— start —

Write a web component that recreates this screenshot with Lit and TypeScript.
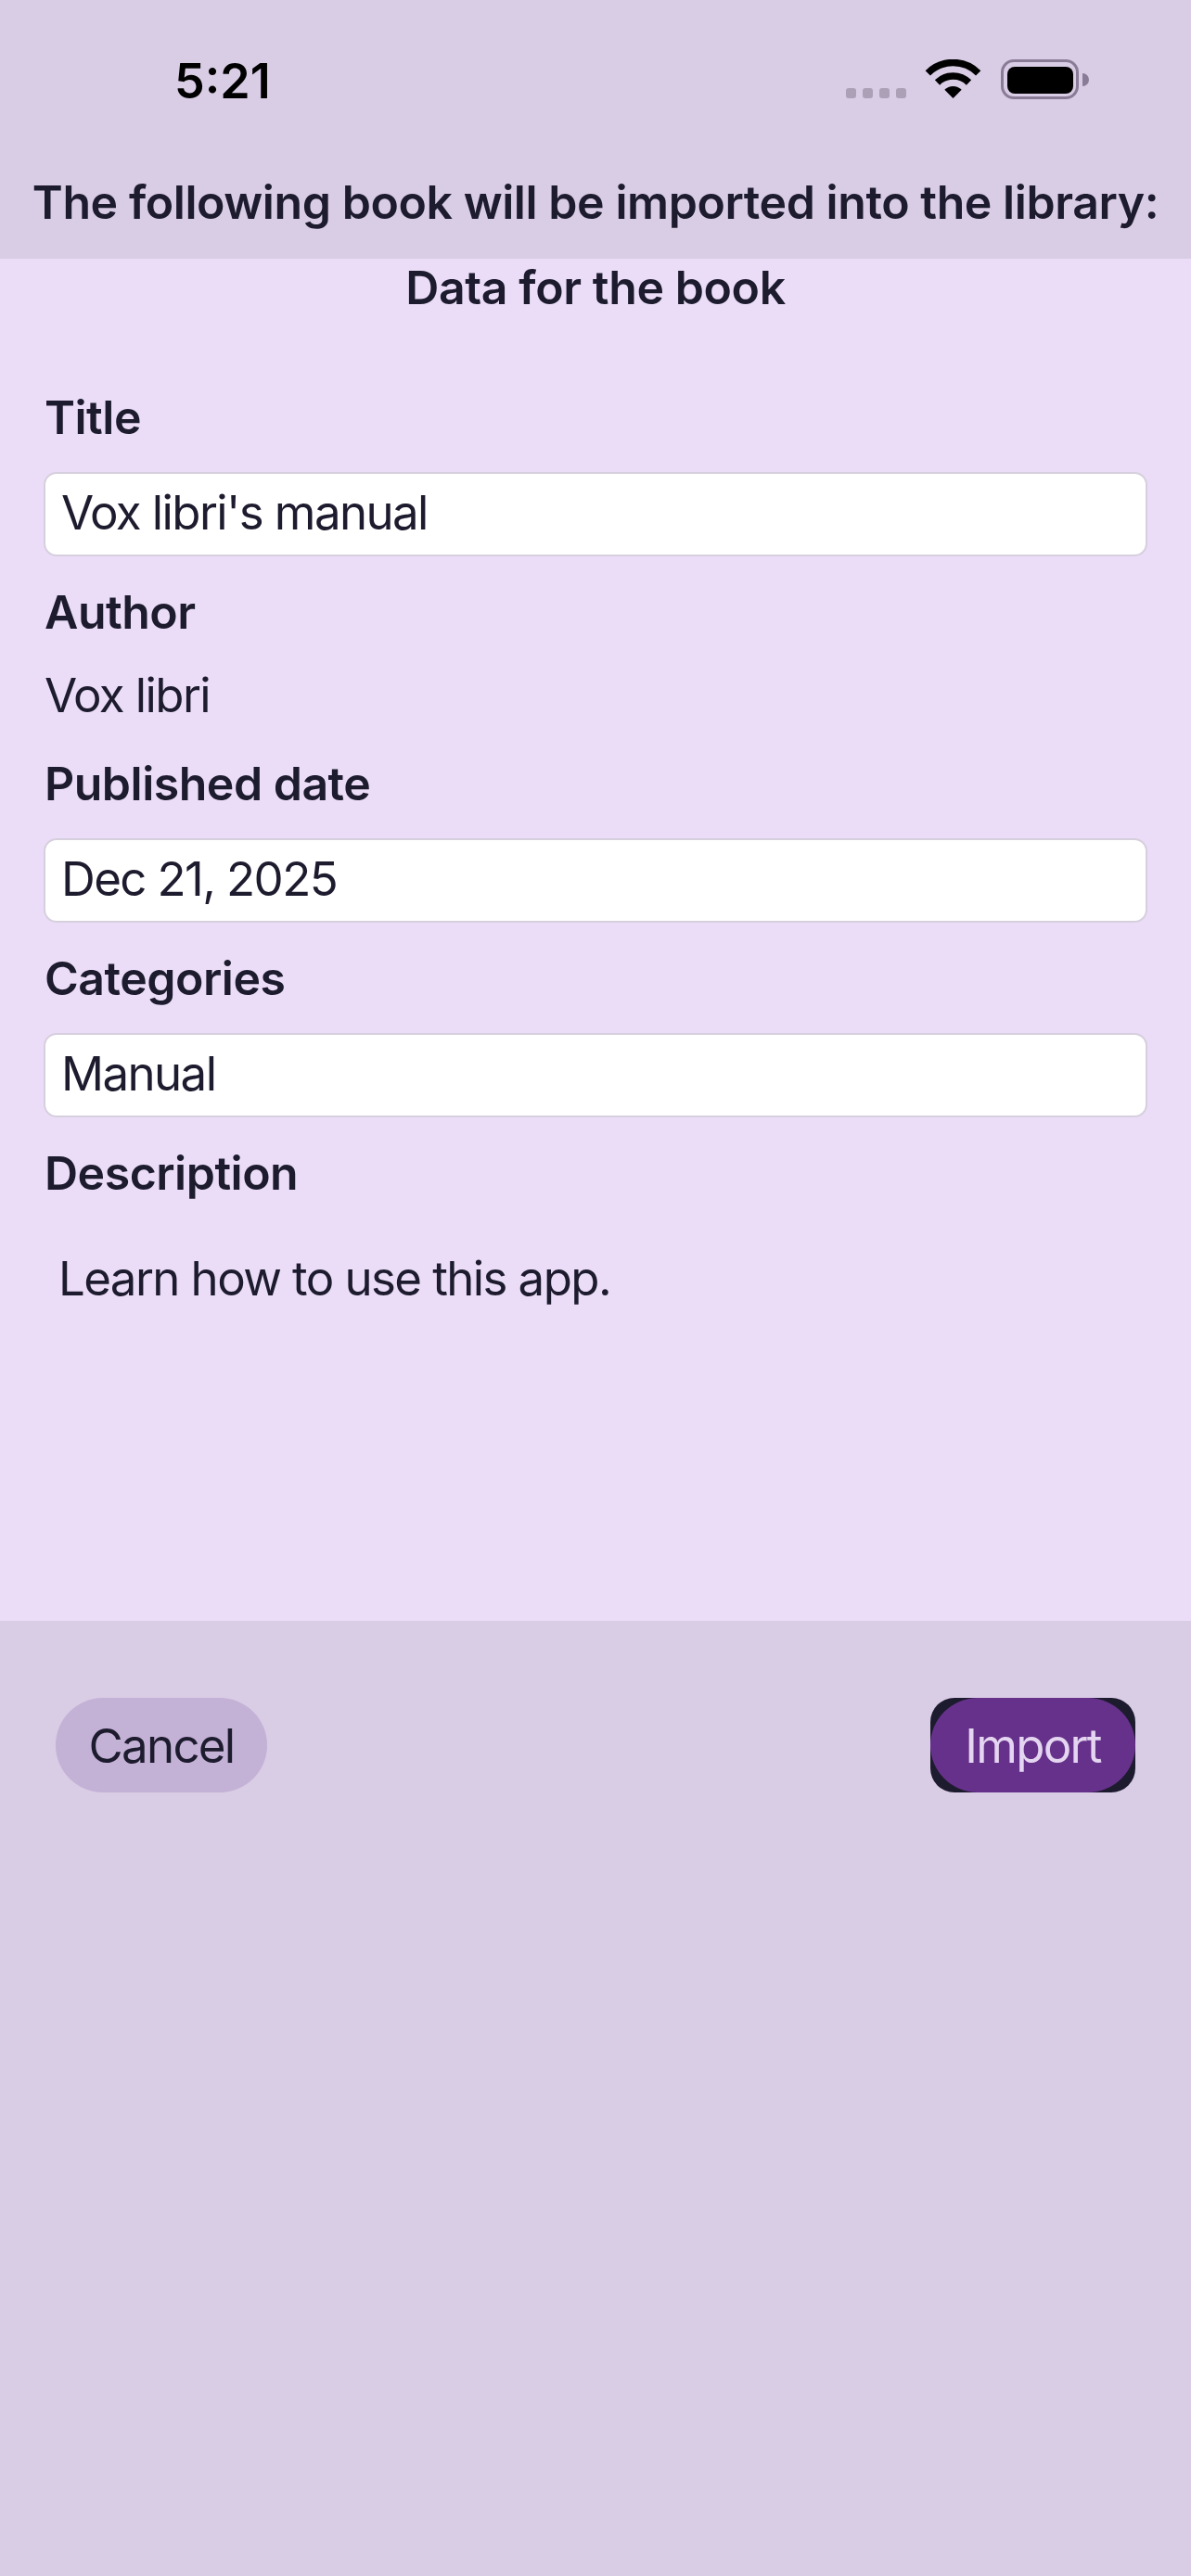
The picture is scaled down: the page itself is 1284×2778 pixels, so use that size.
import { LitElement, html, css } from "lit";
import { customElement } from "lit/decorators.js";

@customElement("app-root")
export class AppRoot extends LitElement {
  static styles = css`
    :host {
      display: flex;
      flex-direction: column;
      min-height: 2778px;
      background: #d9cce5;
      color: #1d1b2e;
      font-family: Inter, "Noto Sans", sans-serif;
      font-size: 51px;
    }
    .top { height: 279px; display: flex; flex-direction: column; }
    .status { height: 187px; flex: none; display: flex; align-items: flex-start; justify-content: space-between; padding: 0 110px 0 188px; }
    .time { font-weight: 600; font-size: 52px; line-height: 63px; margin-top: 56px; color: #000; }
    .status svg { margin-top: 64px; display: block; }
    .heading { margin: 0; text-align: center; font-weight: 600; font-size: 50px; line-height: 62px; white-space: nowrap; letter-spacing: -0.43px; }
    .content { height: 1469px; background: #ebddf7; padding: 0 47px; box-sizing: border-box; }
    .sub { margin: 0 -47px 49px; text-align: center; font-weight: 600; font-size: 50px; line-height: 62px; letter-spacing: -0.4px; }
    .label { font-weight: 600; font-size: 50px; line-height: 120px; height: 119px; padding-left: 1px; letter-spacing: -0.5px; }
    .input { height: 91px; box-sizing: border-box; background: #fff; border: 2px solid #d6cfdd; border-radius: 14px; padding-left: 17px; line-height: 84px; font-size: 51px; letter-spacing: -1.6px; }
    .value { height: 66px; line-height: 61px; font-size: 51px; padding-left: 1px; letter-spacing: -1.6px; }
    .desc { padding: 23px 16px 0; line-height: 64px; font-size: 51px; letter-spacing: -1.6px; }
    .foot { flex: 1; display: flex; justify-content: space-between; align-items: flex-start; padding: 83px 60px 0 60px; }
    .btn { height: 102px; display: flex; align-items: center; justify-content: center; font-size: 51px; letter-spacing: -1.7px; box-sizing: border-box; }
    .cancel { width: 228px; border-radius: 51px; background: #c4b1d6; color: #1d1b2e; }
    .import-wrap { width: 221px; height: 102px; border-radius: 26px; background: #1d1b2e; }
    .import { width: 221px; border-radius: 51px; background: #66318a; color: #e4d5f1; }
  `;

  render() {
    return html`
      <div class="top">
        <div class="status">
          <div class="time">5:21</div>
          <svg width="262" height="44" viewBox="0 0 262 44">
            <g fill="#aca0b7">
              <rect x="0" y="31" width="11" height="11" rx="3"/>
              <rect x="18" y="31" width="11" height="11" rx="3"/>
              <rect x="36" y="31" width="11" height="11" rx="3"/>
              <rect x="54" y="31" width="11" height="11" rx="3"/>
            </g>
            <g transform="translate(87 0)">
              <path d="M1.3 14.8A38.5 38.5 0 0 1 55.7 14.8" fill="none" stroke="#000" stroke-width="7.5"/>
              <path d="M11.5 25A24 24 0 0 1 45.5 25" fill="none" stroke="#000" stroke-width="7.5"/>
              <path d="M28.5 42L19.3 32.8A13 13 0 0 1 37.7 32.8Z" fill="#000"/>
            </g>
            <rect x="168.5" y="1.5" width="81" height="40" rx="12.5" fill="none" stroke="#8a7c97" stroke-width="3"/>
            <rect x="174" y="8" width="71" height="29" rx="8" fill="#000"/>
            <path d="M255 15a7 7 0 0 1 0 14z" fill="#8a7c97"/>
          </svg>
        </div>
        <h1 class="heading">The following book will be imported into the library:</h1>
      </div>
      <div class="content">
        <h2 class="sub">Data for the book</h2>
        <div class="label">Title</div>
        <div class="input">Vox libri's manual</div>
        <div class="label">Author</div>
        <div class="value">Vox libri</div>
        <div class="label">Published date</div>
        <div class="input">Dec 21, 2025</div>
        <div class="label">Categories</div>
        <div class="input">Manual</div>
        <div class="label">Description</div>
        <div class="desc">Learn how to use this app.</div>
      </div>
      <div class="foot">
        <div class="btn cancel">Cancel</div>
        <div class="import-wrap"><div class="btn import">Import</div></div>
      </div>
    `;
  }
}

— end —

- _WHAT YOU WILL DO_:
For the listing above, identify each line bearing "that".

- _OUTPUT FOR THIS EXERCISE_:
Write a web component that recreates this screenshot with Lit and TypeScript.
The picture is scaled down: the page itself is 1284×2778 pixels, so use that size.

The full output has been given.